Sundance for sure. I found the plastic stuff very poor compared to the sundance.


----------



## ulimann (Feb 17, 2015)

thanks uli


----------



## Michael Bush (Aug 2, 2002)

I have not had all of the ones that are out there but I've had at least three different kinds. The Sundance is the best design in my opinion. The Sundance II (if you have top entrances) has the cleanest pollen followed by the Sundance and seems to be easy on the bees. They quickly find the drone escapes and use them to leave and come back through the trap. This cuts in half the trips they make through the trap portion.


----------



## DirtyLittleSecret (Sep 10, 2014)

Michael Bush said:


> I have not had all of the ones that are out there but I've had at least three different kinds. The Sundance is the best design in my opinion. The Sundance II (if you have top entrances) has the cleanest pollen followed by the Sundance and seems to be easy on the bees. They quickly find the drone escapes and use them to leave and come back through the trap. This cuts in half the trips they make through the trap portion.

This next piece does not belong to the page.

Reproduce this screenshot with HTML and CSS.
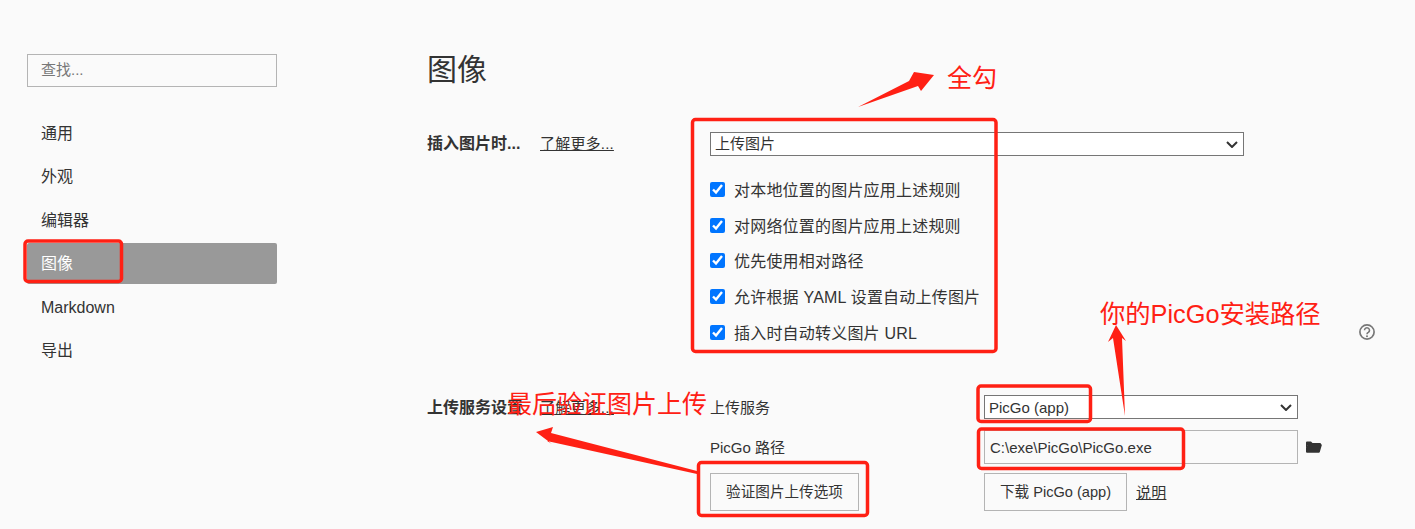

Any experience with the side access version of the Sundance? Looks like it only comes in the bottom mount version.


----------



## challenger (May 27, 2009)

These are bees not girls. I know it is no big deal what people call the bees BUT you did mention you didn't want to be hard on them. 
In such as case you could just feed them homemade nectar and allow them to lounge around and watch Ellen??? 
Bees work. That's what they do. This they will do no matter what the obstacles. If the obstacles are too great they will adapt or perish. 
This whole work thing doesn't resonate well anymore I know but, trust me, people worked like bees not to long ago. Now most people are just waiting around for someone, like taxpayers, to give them an easier way to get all they desire. 
Realistically speaking why not just forgo any pollen traps? They all really on mechanical removal and will stress bees for whatever that's worth.


----------



## DirtyLittleSecret (Sep 10, 2014)

Well, someone's just squeezing the last drops of sunshine out of 2015.


----------



## Michael Bush (Aug 2, 2002)

>Any experience with the side access version of the Sundance?

I do not. But it's the same design except for where the access to the drawer is. It's just designed to use on a four way pallet. As far as how well it will work, I have every reason to think it will work exactly the same as the regular bottom Sundance trap.


----------



## DirtyLittleSecret (Sep 10, 2014)

Glad to know. Thanks Michael. Think I'll pick up a few.


----------



## ulimann (Feb 17, 2015)

DirtyLittleSecret said:


> Well, someone's just squeezing the last drops of sunshine out of 2015.


sun still shining here


----------



## mobe_45 (Mar 14, 2015)

I have not used any pollen trap yet. I was told you only use it for 2 weeks at a time. When is the best/ normal time to use it? How many times a year do you use it without causing too little pollen for the hive?


----------



## Michael Bush (Aug 2, 2002)

The Sundance can actually be left on without turning it off. Half the pollen gets through. Everything works better when there is a flow but ideal is probably a few weeks before the flow when they are really brooding up.


----------



## rwurster (Oct 30, 2010)

The Sundance only strips about half the pollen off the bees which means half gets into the hive, which is a good thing. I've always heard positive reviews about the Sundance traps (the ones that go beneath the hive).


----------



## yotebuster1200 (Jul 28, 2013)

mobe_45 said:


> I have not used any pollen trap yet. I was told you only use it for 2 weeks at a time. When is the best/ normal time to use it? How many times a year do you use it without causing too little pollen for the hive?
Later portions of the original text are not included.